Tension Assembly Replacement

Replacement assemblies should come with a gasket on the engine side. If the gasket is missing, you will have to make one. The gasket needs to be 3/32 inch thick. RTV Silicone WILL NOT work in this application!

  1. Drain the cooling system. (The arm unit forms a cover on the front of the water jacket.)
  2. Disconnect the battery and remove it.
  3. Remove the top alternator bolt. (You may want to loosen the bottom one, the new tensioner may not line up exactly.)
  4. Remove the Idler Pulley from the old and new tension assemblies.
  5. Remove the old tension assembly and install the new one.
  6. Replace the Idler Pulley on the new Tension Assembly.

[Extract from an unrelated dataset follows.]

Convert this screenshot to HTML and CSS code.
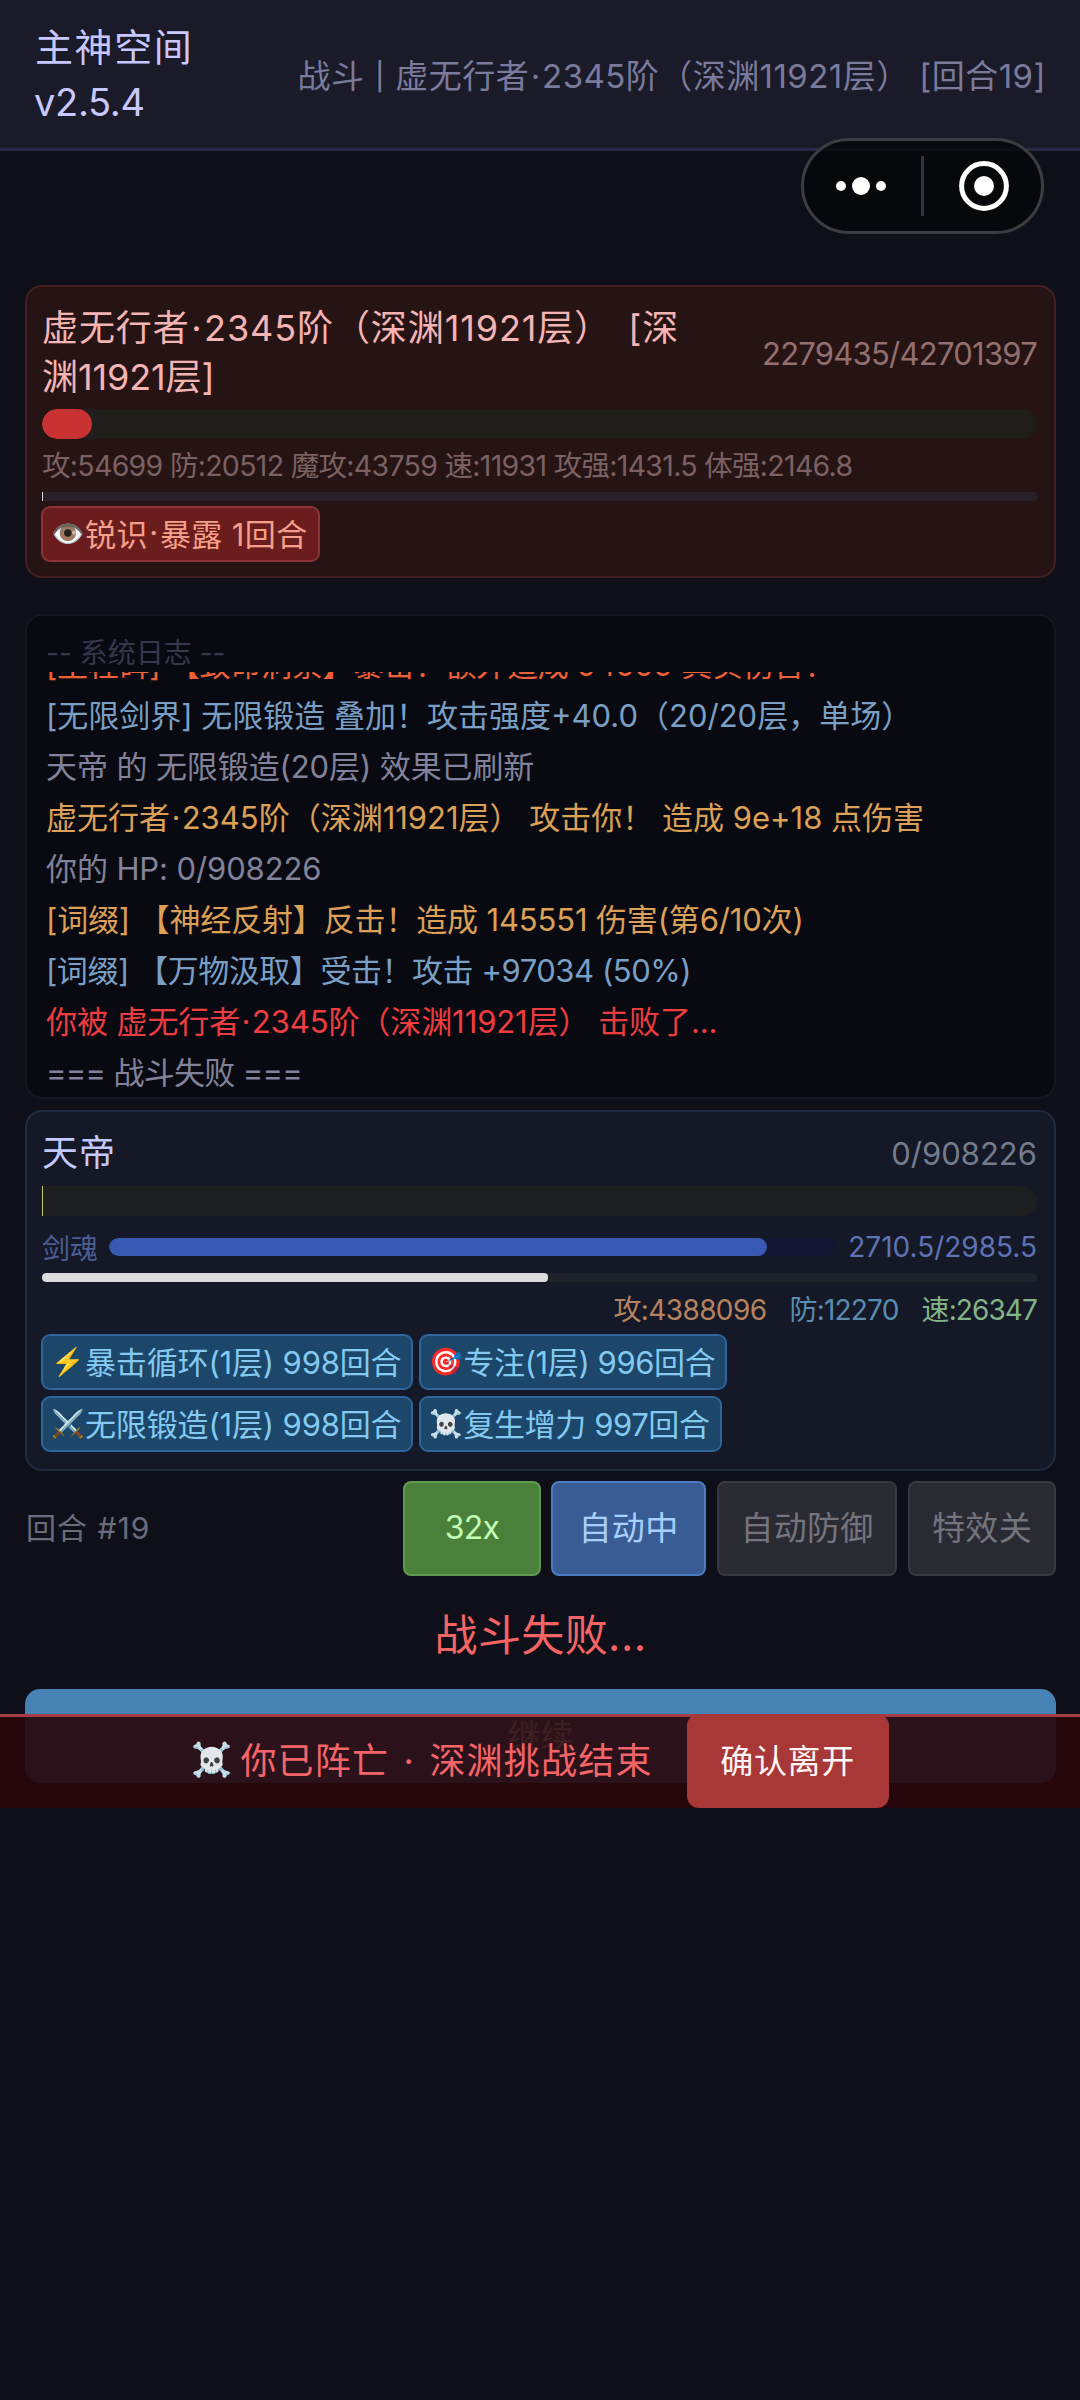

If the new arm comes with a cork gasket then paint the gasket with Permatex High Tack, Permatex Super 300, or Balkamp Aviation sealer. This will fill any pours in the cork. A VERY THIN film of RTV Silicone will work if that is all you have handy. Make sure the whole area of the block covered by the arm base is clean before installing the new arm. If you pinch something between the arm and block you will likely damage the new arm or prevent it from sealing.
The new arm provided by Pontiac is built a little better than the original one.
You should only have to replace the part once in the life of the engine. (Keep in mind, because this arm is a cover on the water jacket it is exposed to full operational heat of the coolant. The old grease in the arm didn’t hold up well, and that results in pivot wear.)

Why Is There a Hole In My Block?

The large hole in the 4 cylinder that is covered by the serpent tensioning device is the opening for the water pump when this block is used in other vehicles. In most FWD versions, the hole has a steel cover bolted over it. The only variation I’ve seen use the hole is the S-10 truck. (I’m not sure if S-10 is exactly the same block or not.)